When I started writing a book on civility back in the early 1990s, I had some of the "big" incivility issues in mind: culture wars in America, and religious conflict in Bosnia and Northern Ireland. In media interviews and call-in talk show appearances after the book appeared, though, I found out that many people wanted to talk about incivility in the very ordinary activities of life, such as driving on freeways and pushing carts in supermarket aisles.

“Civility” comes from the Latin civitas. To be a civil person is to be "citified." Aristotle taught that the city is the place where we learn to flourish in our humanness. That’s where we encounter folks of different backgrounds and belief systems. It is only when we can be respectful toward others, not because we know them and like them, but simply because they are human, that we can achieve a new level of maturity.

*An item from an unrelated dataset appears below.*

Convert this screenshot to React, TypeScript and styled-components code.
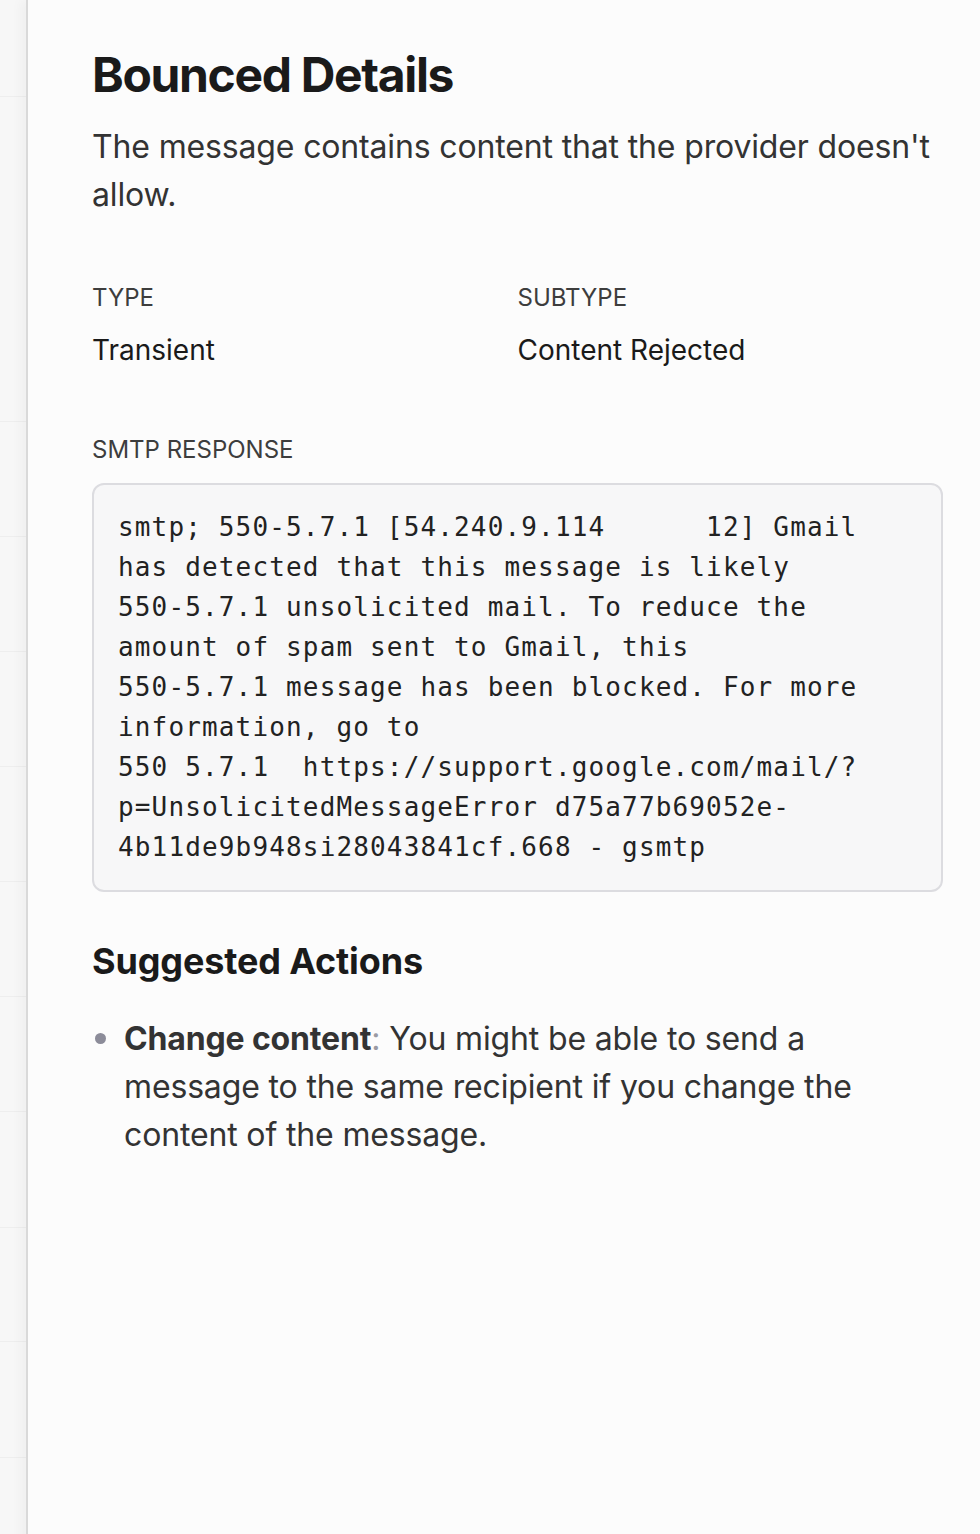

After one of those interviews, I had a chance to put up or shut up about civility.

I drove into a mini-mall to pick up some groceries, and pulled into the first available parking space I spotted. Then I heard some angry horn-blowing from a car facing from the opposite direction. The driver had obviously been waiting for the spot, and I had simply pulled in without noticing. She kept at the honking for several seconds, then gave me the middle finger and searched for another spot.

I decided to go looking for her. When I walked up, she was just getting out of her car.

“I’m very sorry,” I said, “That was very thoughtless of me. I should have been paying closer attention to other drivers.”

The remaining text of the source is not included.